> _THE TASK_
Copy everything in the listing below word for word, apart from any images.

> _RAW DATA_
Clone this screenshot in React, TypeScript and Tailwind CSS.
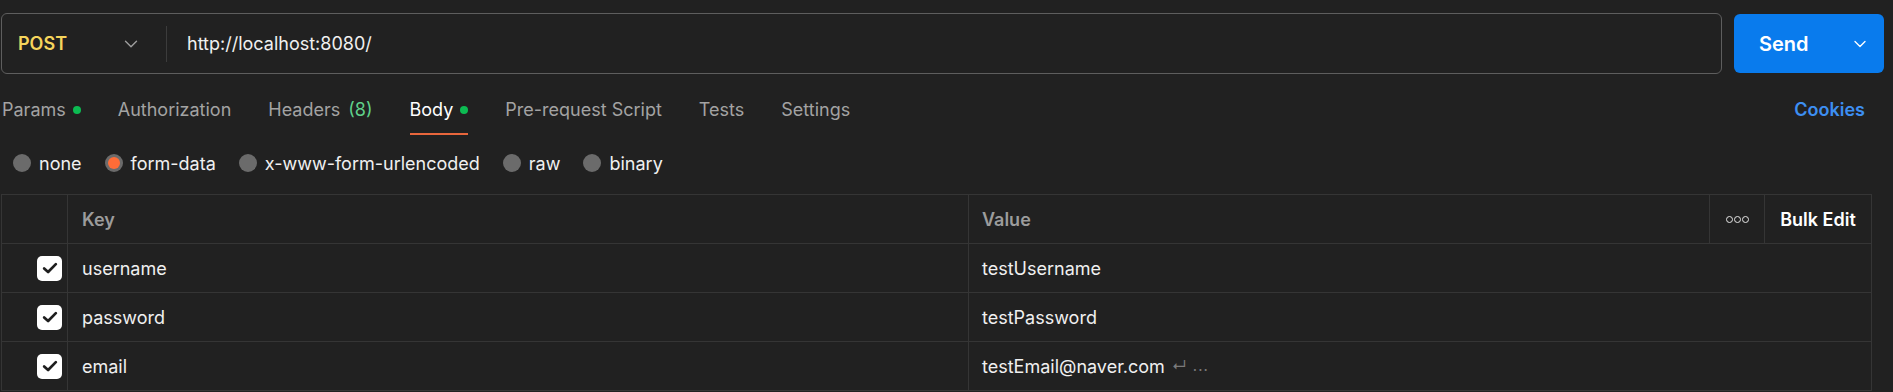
import { ChevronDown } from "lucide-react";

const tabs = [
  { label: "Params", dot: true },
  { label: "Authorization" },
  { label: "Headers", count: "(8)" },
  { label: "Body", dot: true, active: true },
  { label: "Pre-request Script" },
  { label: "Tests" },
  { label: "Settings" },
];

const bodyTypes = [
  { label: "none" },
  { label: "form-data", checked: true },
  { label: "x-www-form-urlencoded" },
  { label: "raw" },
  { label: "binary" },
];

const rows = [
  { key: "username", value: "testUsername" },
  { key: "password", value: "testPassword" },
  { key: "email", value: "testEmail@naver.com", more: true },
];

function Checkbox() {
  return (
    <div className="w-[25px] h-[25px] rounded-[5px] bg-white flex items-center justify-center">
      <svg width="18" height="18" viewBox="0 0 16 16" fill="none">
        <path d="M2.8 8.4 L6.3 11.6 L13.2 4.6" stroke="#1e1e1e" strokeWidth="2.4" strokeLinecap="round" strokeLinejoin="round" />
      </svg>
    </div>
  );
}

export default function App() {
  return (
    <div className="h-[392px] w-full bg-[#212121] overflow-hidden font-['Inter',sans-serif] text-[18px]">
      {/* url bar */}
      <div className="flex pt-[13px] pl-[1px] pr-[9px] gap-[12px]">
        <div className="flex-1 h-[61px] border border-[#5e5e5e] rounded-[6px] flex items-center">
          <div className="w-[165px] h-[36px] flex items-center justify-between pl-[16px] pr-[24px] border-r border-[#3c3c3c]">
            <span className="font-semibold text-[#f6d55c]">POST</span>
            <ChevronDown size={22} strokeWidth={1.5} className="text-[#9e9e9e]" />
          </div>
          <span className="pl-[20px] text-[#f0f0f0]">http://localhost:8080/</span>
        </div>
        <div className="w-[150px] h-[59px] mt-[1px] bg-[#097bed] rounded-[6px] flex items-center justify-between pl-[25px] pr-[14px]">
          <span className="text-[20px] font-semibold text-white">Send</span>
          <ChevronDown size={20} strokeWidth={1.6} className="text-white" />
        </div>
      </div>

      {/* tabs */}
      <div className="flex items-start justify-between mt-[24px] pl-[2px] pr-[28px]">
        <div className="flex gap-[37px]">
          {tabs.map((t) => (
            <div key={t.label} className="flex flex-col">
              <div className={`flex items-center h-[24px] leading-[24px] ${t.active ? "text-white" : "text-[#a3a3a3]"}`}>
                <span>{t.label}</span>
                {t.count && <span className="ml-[8px] text-[#5fd08a]">{t.count}</span>}
                {t.dot && <span className="ml-[7px] w-[8px] h-[8px] rounded-full bg-[#0cbb52]" />}
              </div>
              <div className={`mt-[11px] h-[2px] ${t.active ? "bg-[#e8663c]" : "bg-transparent"}`} />
            </div>
          ))}
        </div>
        <span className="h-[24px] leading-[24px] font-semibold text-[#3d8ff2]">Cookies</span>
      </div>

      {/* body type radios */}
      <div className="flex items-center gap-[23px] mt-[16px] pl-[13px] h-[24px]">
        {bodyTypes.map((b) => (
          <div key={b.label} className="flex items-center gap-[8px]">
            {b.checked ? (
              <span className="w-[18px] h-[18px] rounded-full bg-[#6b6b6b] flex items-center justify-center">
                <span className="w-[12px] h-[12px] rounded-full bg-[#ff6c37]" />
              </span>
            ) : (
              <span className="w-[18px] h-[18px] rounded-full bg-[#6b6b6b]" />
            )}
            <span className="text-[#f0f0f0]">{b.label}</span>
          </div>
        ))}
      </div>

      {/* table */}
      <div className="mt-[19px] ml-[1px] w-[1871px] border-t border-l border-r border-[#353535]">
        <div className="flex h-[49px] border-b border-[#353535]">
          <div className="w-[66px] border-r border-[#353535]" />
          <div className="w-[901px] border-r border-[#353535] flex items-center pl-[14px] font-semibold text-[#9c9c9c]">Key</div>
          <div className="flex-1 border-r border-[#353535] flex items-center pl-[13px] font-semibold text-[#9c9c9c]">Value</div>
          <div className="w-[55px] border-r border-[#353535] flex items-center justify-center gap-[1px]">
            {[0, 1, 2].map((i) => (
              <span key={i} className="w-[7px] h-[7px] rounded-full border-[1.5px] border-[#e6e6e6]" />
            ))}
          </div>
          <div className="w-[106px] flex items-center justify-center font-semibold text-white">Bulk Edit</div>
        </div>
        {rows.map((r) => (
          <div key={r.key} className="flex h-[49px] border-b border-[#353535]">
            <div className="w-[66px] border-r border-[#353535] flex items-center pl-[35px]">
              <Checkbox />
            </div>
            <div className="w-[901px] border-r border-[#353535] flex items-center pl-[14px] text-[#f0f0f0]">{r.key}</div>
            <div className="flex-1 flex items-center pl-[13px] text-[#f0f0f0]">
              <span>{r.value}</span>
              {r.more && (
                <span className="ml-[7px] text-[15px] text-[#7a7a7a] tracking-[1px]">↵ ...</span>
              )}
            </div>
          </div>
        ))}
      </div>
    </div>
  );
}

> _TASK OUTPUT_
Clone this screenshot in React, TypeScript and Tailwind CSS.
import { ChevronDown } from "lucide-react";

const tabs = [
  { label: "Params", dot: true },
  { label: "Authorization" },
  { label: "Headers", count: "(8)" },
  { label: "Body", dot: true, active: true },
  { label: "Pre-request Script" },
  { label: "Tests" },
  { label: "Settings" },
];

const bodyTypes = [
  { label: "none" },
  { label: "form-data", checked: true },
  { label: "x-www-form-urlencoded" },
  { label: "raw" },
  { label: "binary" },
];

const rows = [
  { key: "username", value: "testUsername" },
  { key: "password", value: "testPassword" },
  { key: "email", value: "testEmail@naver.com", more: true },
];

function Checkbox() {
  return (
    <div className="w-[25px] h-[25px] rounded-[5px] bg-white flex items-center justify-center">
      <svg width="18" height="18" viewBox="0 0 16 16" fill="none">
        <path d="M2.8 8.4 L6.3 11.6 L13.2 4.6" stroke="#1e1e1e" strokeWidth="2.4" strokeLinecap="round" strokeLinejoin="round" />
      </svg>
    </div>
  );
}

export default function App() {
  return (
    <div className="h-[392px] w-full bg-[#212121] overflow-hidden font-['Inter',sans-serif] text-[18px]">
      {/* url bar */}
      <div className="flex pt-[13px] pl-[1px] pr-[9px] gap-[12px]">
        <div className="flex-1 h-[61px] border border-[#5e5e5e] rounded-[6px] flex items-center">
          <div className="w-[165px] h-[36px] flex items-center justify-between pl-[16px] pr-[24px] border-r border-[#3c3c3c]">
            <span className="font-semibold text-[#f6d55c]">POST</span>
            <ChevronDown size={22} strokeWidth={1.5} className="text-[#9e9e9e]" />
          </div>
          <span className="pl-[20px] text-[#f0f0f0]">http://localhost:8080/</span>
        </div>
        <div className="w-[150px] h-[59px] mt-[1px] bg-[#097bed] rounded-[6px] flex items-center justify-between pl-[25px] pr-[14px]">
          <span className="text-[20px] font-semibold text-white">Send</span>
          <ChevronDown size={20} strokeWidth={1.6} className="text-white" />
        </div>
      </div>

      {/* tabs */}
      <div className="flex items-start justify-between mt-[24px] pl-[2px] pr-[28px]">
        <div className="flex gap-[37px]">
          {tabs.map((t) => (
            <div key={t.label} className="flex flex-col">
              <div className={`flex items-center h-[24px] leading-[24px] ${t.active ? "text-white" : "text-[#a3a3a3]"}`}>
                <span>{t.label}</span>
                {t.count && <span className="ml-[8px] text-[#5fd08a]">{t.count}</span>}
                {t.dot && <span className="ml-[7px] w-[8px] h-[8px] rounded-full bg-[#0cbb52]" />}
              </div>
              <div className={`mt-[11px] h-[2px] ${t.active ? "bg-[#e8663c]" : "bg-transparent"}`} />
            </div>
          ))}
        </div>
        <span className="h-[24px] leading-[24px] font-semibold text-[#3d8ff2]">Cookies</span>
      </div>

      {/* body type radios */}
      <div className="flex items-center gap-[23px] mt-[16px] pl-[13px] h-[24px]">
        {bodyTypes.map((b) => (
          <div key={b.label} className="flex items-center gap-[8px]">
            {b.checked ? (
              <span className="w-[18px] h-[18px] rounded-full bg-[#6b6b6b] flex items-center justify-center">
                <span className="w-[12px] h-[12px] rounded-full bg-[#ff6c37]" />
              </span>
            ) : (
              <span className="w-[18px] h-[18px] rounded-full bg-[#6b6b6b]" />
            )}
            <span className="text-[#f0f0f0]">{b.label}</span>
          </div>
        ))}
      </div>

      {/* table */}
      <div className="mt-[19px] ml-[1px] w-[1871px] border-t border-l border-r border-[#353535]">
        <div className="flex h-[49px] border-b border-[#353535]">
          <div className="w-[66px] border-r border-[#353535]" />
          <div className="w-[901px] border-r border-[#353535] flex items-center pl-[14px] font-semibold text-[#9c9c9c]">Key</div>
          <div className="flex-1 border-r border-[#353535] flex items-center pl-[13px] font-semibold text-[#9c9c9c]">Value</div>
          <div className="w-[55px] border-r border-[#353535] flex items-center justify-center gap-[1px]">
            {[0, 1, 2].map((i) => (
              <span key={i} className="w-[7px] h-[7px] rounded-full border-[1.5px] border-[#e6e6e6]" />
            ))}
          </div>
          <div className="w-[106px] flex items-center justify-center font-semibold text-white">Bulk Edit</div>
        </div>
        {rows.map((r) => (
          <div key={r.key} className="flex h-[49px] border-b border-[#353535]">
            <div className="w-[66px] border-r border-[#353535] flex items-center pl-[35px]">
              <Checkbox />
            </div>
            <div className="w-[901px] border-r border-[#353535] flex items-center pl-[14px] text-[#f0f0f0]">{r.key}</div>
            <div className="flex-1 flex items-center pl-[13px] text-[#f0f0f0]">
              <span>{r.value}</span>
              {r.more && (
                <span className="ml-[7px] text-[15px] text-[#7a7a7a] tracking-[1px]">↵ ...</span>
              )}
            </div>
          </div>
        ))}
      </div>
    </div>
  );
}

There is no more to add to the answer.